Experts warn the new rule could extend these restrictions to legally authorized immigrants who pay taxes. Carl Davis, research director at the Institute on Taxation and Economic Policy, said the policy would target “people who are really trying to do the right thing,” making life harder for taxpaying immigrants.
Criticism from Policy Experts
Daniel Costa, director of Immigration Law and Policy Research at the Economic Policy Institute, called the proposal “terrible and unfair,” arguing it penalizes immigrants contributing to the U.S. tax system.
Brandon DeBot, policy director at NYU’s Tax Law Center, added that denying tax credits to immigrant families requires explicit congressional approval. He said the Treasury’s reinterpretation “overrides clear provisions of the tax code.” Analysts suggest the administration may bypass Congress because such a policy likely would not gain majority support.
Administration’s Justification
Treasury Secretary Scott Bessent said the rule enforces the law by “preventing illegal aliens from claiming tax benefits intended for American citizens.” The Treasury consulted with the Justice Department to reinterpret the statutes and craft the proposed regulation.
The change aligns with the Trump administration’s broader immigration enforcement strategy, which increasingly involves multiple federal agencies beyond Homeland Security.

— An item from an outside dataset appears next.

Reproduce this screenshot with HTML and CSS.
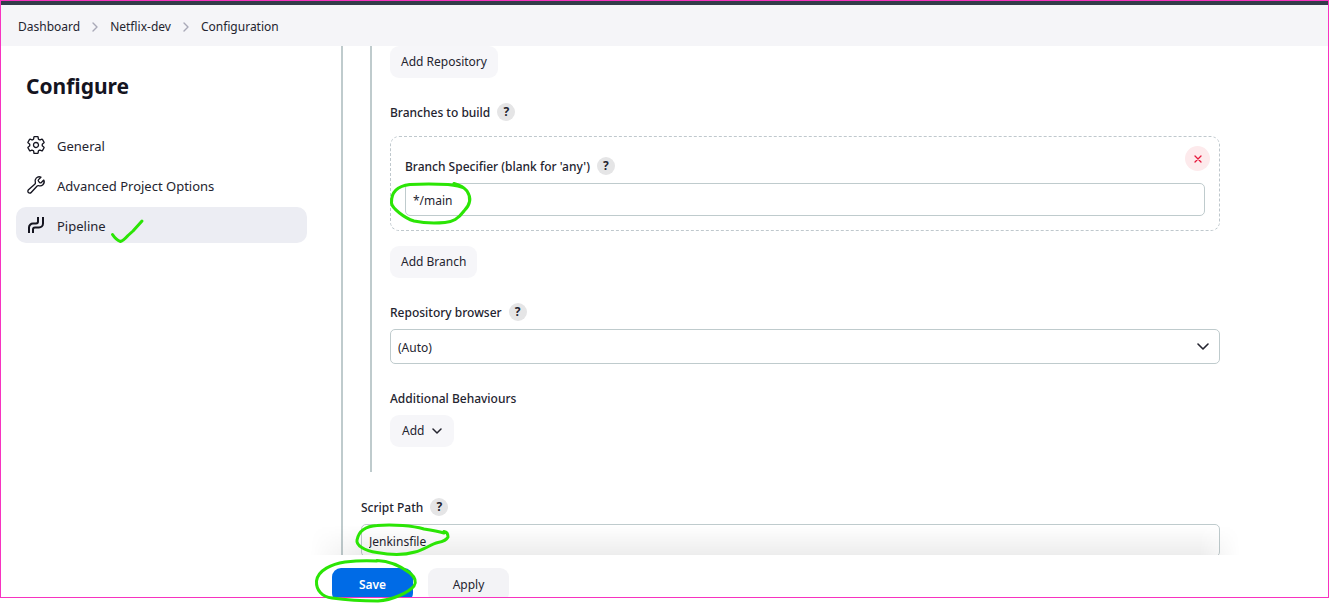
FILE: index.html
```html
<!DOCTYPE html>
<html lang="en">
<head>
<meta charset="utf-8">
<title>Netflix-dev Configuration</title>
<link rel="stylesheet" href="styles.css">
</head>
<body>
<div class="frame">
  <div class="topbar"></div>
  <nav class="breadcrumbs" aria-label="Breadcrumb">
    <a href="#">Dashboard</a>
    <svg class="crumb-sep" viewBox="0 0 6 10"><path d="M1 1l4 4-4 4"/></svg>
    <a href="#">Netflix-dev</a>
    <svg class="crumb-sep" viewBox="0 0 6 10"><path d="M1 1l4 4-4 4"/></svg>
    <a href="#">Configuration</a>
  </nav>
  <div class="page">
    <aside class="sidebar">
      <h1 class="title">Configure</h1>
      <nav class="tasks">
        <a class="task" href="#">
          <svg class="task-icon" viewBox="0 0 512 512"><path d="M262.29 192.31a64 64 0 1 0 57.4 57.4 64.13 64.13 0 0 0-57.4-57.4zM416.39 256a154.34 154.34 0 0 1-1.53 20.79l45.21 35.46a10.81 10.81 0 0 1 2.45 13.75l-42.77 74a10.81 10.81 0 0 1-13.14 4.59l-44.9-18.08a16.11 16.11 0 0 0-15.17 1.75A164.48 164.48 0 0 1 325 400.8a15.94 15.94 0 0 0-8.82 12.14l-6.73 47.89a11.08 11.08 0 0 1-10.68 9.17h-85.54a11.11 11.11 0 0 1-10.69-8.87l-6.72-47.82a16.07 16.07 0 0 0-9-12.22 155.3 155.3 0 0 1-21.46-12.57 16 16 0 0 0-15.11-1.71l-44.89 18.07a10.81 10.81 0 0 1-13.14-4.58l-42.77-74a10.8 10.8 0 0 1 2.45-13.75l38.21-30a16.05 16.05 0 0 0 6-14.08c-.36-4.17-.58-8.33-.58-12.5s.21-8.27.58-12.35a16 16 0 0 0-6.07-13.94l-38.19-30A10.81 10.81 0 0 1 49.48 186l42.77-74a10.81 10.81 0 0 1 13.14-4.59l44.9 18.08a16.11 16.11 0 0 0 15.17-1.75A164.48 164.48 0 0 1 187 111.2a15.94 15.94 0 0 0 8.82-12.14l6.73-47.89A11.08 11.08 0 0 1 213.23 42h85.54a11.11 11.11 0 0 1 10.69 8.87l6.72 47.82a16.07 16.07 0 0 0 9 12.22 155.3 155.3 0 0 1 21.46 12.57 16 16 0 0 0 15.11 1.71l44.89-18.07a10.81 10.81 0 0 1 13.14 4.58l42.77 74a10.8 10.8 0 0 1-2.45 13.75l-38.21 30a16.05 16.05 0 0 0-6.05 14.08c.33 4.14.55 8.3.55 12.47z"/></svg>
          <span>General</span>
        </a>
        <a class="task" href="#">
          <svg class="task-icon" viewBox="0 0 512 512"><path d="M393.87 190a32.1 32.1 0 0 1-45.25 0l-26.57-26.57a32.09 32.09 0 0 1 0-45.26L382.19 58a1 1 0 0 0-.3-1.64c-38.82-16.64-89.15-8.16-121.11 23.57-30.58 30.35-32.32 76-21.12 115.84a31.93 31.93 0 0 1-9.06 32.08L64 380a48.17 48.17 0 1 0 68 68l153.86-167a31.93 31.93 0 0 1 31.6-9.13c39.54 10.59 84.54 8.6 114.72-21.19 32.49-32 39.5-88.56 23.75-120.93a1 1 0 0 0-1.6-.26z"/></svg>
          <span>Advanced Project Options</span>
        </a>
        <a class="task task-active" href="#" aria-current="page">
          <svg class="task-icon task-icon-bold" viewBox="0 0 20 20"><path d="M3 18v-5.500a4 4 0 0 1 4-4h3a2 2 0 0 0 2-2V2M7 18v-3.500a2 2 0 0 1 2-2h4a4 4 0 0 0 4-4V2"/></svg>
          <span>Pipeline</span>
        </a>
      </nav>
    </aside>
    <main class="main">
      <form class="config">
        <section class="definition">
          <div class="scm">
            <button class="btn" type="button">Add Repository</button>
            <div class="label-row group">
              <span>Branches to build</span>
              <button class="help" type="button" aria-label="Help for Branches to build">?</button>
            </div>
            <div class="branch">
              <button class="remove" type="button" aria-label="Delete branch">
                <svg viewBox="0 0 8 8"><path d="M1 1l6 6M7 1L1 7"/></svg>
              </button>
              <div class="label-row">
                <label for="branch">Branch Specifier (blank for 'any')</label>
                <button class="help" type="button" aria-label="Help for Branch Specifier">?</button>
              </div>
              <input class="field" id="branch" type="text" value="*/main">
            </div>
            <button class="btn" type="button">Add Branch</button>
            <div class="label-row group">
              <label for="browser">Repository browser</label>
              <button class="help" type="button" aria-label="Help for Repository browser">?</button>
            </div>
            <div class="select-wrap">
              <select class="field select" id="browser"><option>(Auto)</option></select>
              <svg class="select-arrow" viewBox="0 0 12 8"><path d="M1 1l5 5 5-5"/></svg>
            </div>
            <div class="label-row group"><span>Additional Behaviours</span></div>
            <button class="btn btn-menu" type="button">Add
              <svg viewBox="0 0 10 6"><path d="M1 1l4 4 4-4"/></svg>
            </button>
          </div>
          <div class="label-row group-outer">
            <label for="script">Script Path</label>
            <button class="help" type="button" aria-label="Help for Script Path">?</button>
          </div>
          <input class="field" id="script" type="text" value="Jenkinsfile">
        </section>
      </form>
      <div class="footer">
        <button class="action action-primary" type="submit">Save</button>
        <button class="action" type="button">Apply</button>
      </div>
    </main>
  </div>
</div>
<svg class="marks" viewBox="0 0 1329 604" aria-hidden="true">
  <path d="M112.500 234.500Q116 240 120.500 241.500Q123 241 128 235.500L133 231L142 221"/>
  <path d="M454 183.500Q463 186 467 191C471 197 471 204 464 211C458 219 453 222 445 222.500Q428 224 414 221C404 218 392 208 391.500 203C391 192 397 186 410 184.500C425 183.500 440 184 448 184.500Q460 186 464 188"/>
  <path d="M444 531.500Q448 532 448 537Q446 541 438 542.500C431 544 424 550 415 552C402 556 390 555 377 552.500C364 551 356 545 357 540C359 530 367 526 377 525.500C394 524 413 526 424 529Q437 531 444 533"/>
  <path d="M377 560.500C390 561 402 567 410 573Q418 580 414 586C408 593 392 600 378 601C362 601 346 600 332 598C322 597 316 590 316.500 581C318 570 332 564 345 562Q362 560 377 561"/>
</svg>
</body>
</html>
```
FILE: styles.css
```css
* { box-sizing: border-box; }

body {
  margin: 0;
  height: 100vh;
  padding-bottom: 6px;
  position: relative;
  overflow: hidden;
  background: #fff;
  color: #24242f;
  font: 400 12px/18px "Noto Sans", "Open Sans", sans-serif;
}

a { color: inherit; text-decoration: none; }
button, input, select { font: inherit; color: inherit; margin: 0; }
svg { display: block; fill: none; stroke: currentColor; stroke-linecap: round; stroke-linejoin: round; }

.frame {
  height: 100%;
  display: flex;
  flex-direction: column;
  overflow: hidden;
  border: 1px solid #f733c0;
}

.topbar { flex: none; height: 4px; background: #333c4a; }

.breadcrumbs {
  flex: none;
  display: flex;
  align-items: center;
  gap: 12px;
  height: 41px;
  padding: 2px 17px 0;
  background: #f5f5f8;
}
.crumb-sep { width: 6px; height: 10px; stroke: #a9a9b8; stroke-width: 1.4; }

.page { flex: 1; min-height: 0; display: flex; }

.sidebar { flex: none; width: 306px; padding: 26px 0 0 15px; }
.title { margin: 0 0 27px; padding-left: 10px; font-size: 21px; line-height: 28px; font-weight: 700; color: #14141f; }
.tasks { display: flex; flex-direction: column; gap: 4px; }
.task {
  display: flex;
  align-items: center;
  gap: 11px;
  height: 36px;
  padding: 0 10px;
  border-radius: 10px;
  font-size: 13px;
}
.task span { padding-top: 2px; }
.task-active { background: #ecedf3; }
.task-icon { width: 20px; height: 20px; stroke: #14141f; stroke-width: 34; }
.task-icon-bold { stroke-width: 2; stroke-linecap: butt; }

.main { flex: 1; min-width: 0; display: flex; flex-direction: column; position: relative; }

.config { flex: 1; min-height: 0; overflow: hidden; position: relative; padding: 0 108px 0 34px; }
.config::after {
  content: "";
  position: absolute;
  left: 3px;
  right: 88px;
  bottom: 0;
  height: 30px;
  background: linear-gradient(rgba(0, 0, 0, 0), rgba(0, 0, 0, 0.07));
  mask-image: linear-gradient(90deg, transparent, #000 50px, #000 calc(100% - 40px), transparent);
  pointer-events: none;
}

.definition { border-left: 2px solid #bfcbcd; padding-left: 18px; }
.scm { margin-left: 9px; border-left: 2px solid #bfcbcd; padding: 0 0 25px 18px; }

.label-row { display: flex; align-items: center; gap: 7px; height: 18px; margin-bottom: 8px; font-weight: 500; }
.label-row > :first-child { padding-top: 2px; }
.group { margin-top: 25px; }
.group-outer { margin-top: 26px; }

.help {
  width: 18px;
  height: 18px;
  padding: 0;
  border: 0;
  border-radius: 50%;
  background: #e5e5e6;
  line-height: 18px;
  font-weight: 700;
}

.btn {
  display: block;
  height: 32px;
  padding: 0 11px;
  border: 0;
  border-radius: 9px;
  background: #f6f6f9;
}
.btn-menu { display: flex; align-items: center; gap: 8px; padding: 0 12px; }
.btn-menu svg { width: 10px; height: 6px; stroke-width: 1.5; }

.branch {
  position: relative;
  margin: 15px 0;
  padding: 20px 14px 14px;
  border: 1px dashed #bfc8cd;
  border-radius: 9px;
}
.remove {
  position: absolute;
  top: 9px;
  right: 9px;
  width: 25px;
  height: 25px;
  display: grid;
  place-items: center;
  padding: 0;
  border: 0;
  border-radius: 50%;
  background: #fdeaec;
  color: #e6183c;
}
.remove svg { width: 8px; height: 8px; stroke-width: 1.3; }

.field {
  display: block;
  width: 100%;
  height: 33px;
  padding: 2px 7px 0;
  border: 1px solid #bfcbcd;
  border-radius: 5px;
  background: #fff;
}
.select-wrap { position: relative; }
.select { height: 35px; appearance: none; }
.select-arrow { position: absolute; right: 11px; top: 14px; width: 12px; height: 8px; stroke-width: 1.6; pointer-events: none; }

.footer {
  flex: none;
  display: flex;
  gap: 15px;
  height: 42px;
  padding: 13px 25px 0;
  background: #fff;
}
.action {
  flex: none;
  width: 81px;
  height: 34px;
  padding: 0;
  border: 0;
  border-radius: 9px;
  background: #f3f3f6;
}
.action-primary { background: #006be6; color: #fff; font-weight: 600; }

.marks {
  position: absolute;
  left: 0;
  top: 0;
  width: 1329px;
  height: 604px;
  stroke: #2be505;
  stroke-width: 3;
  pointer-events: none;
}
```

The final rule is expected to take effect in the 2026 tax year.
Broader Context
Critics argue the approach is a roundabout way to target immigrants, particularly DACA and TPS recipients, who are generally viewed sympathetically by the public. Analysts note it could expand administrative monitoring of immigration status and increase deportation risk, even for authorized workers.
The policy has raised concerns among tax experts and immigrant advocates, highlighting tensions between federal tax administration, immigration enforcement, and social equity.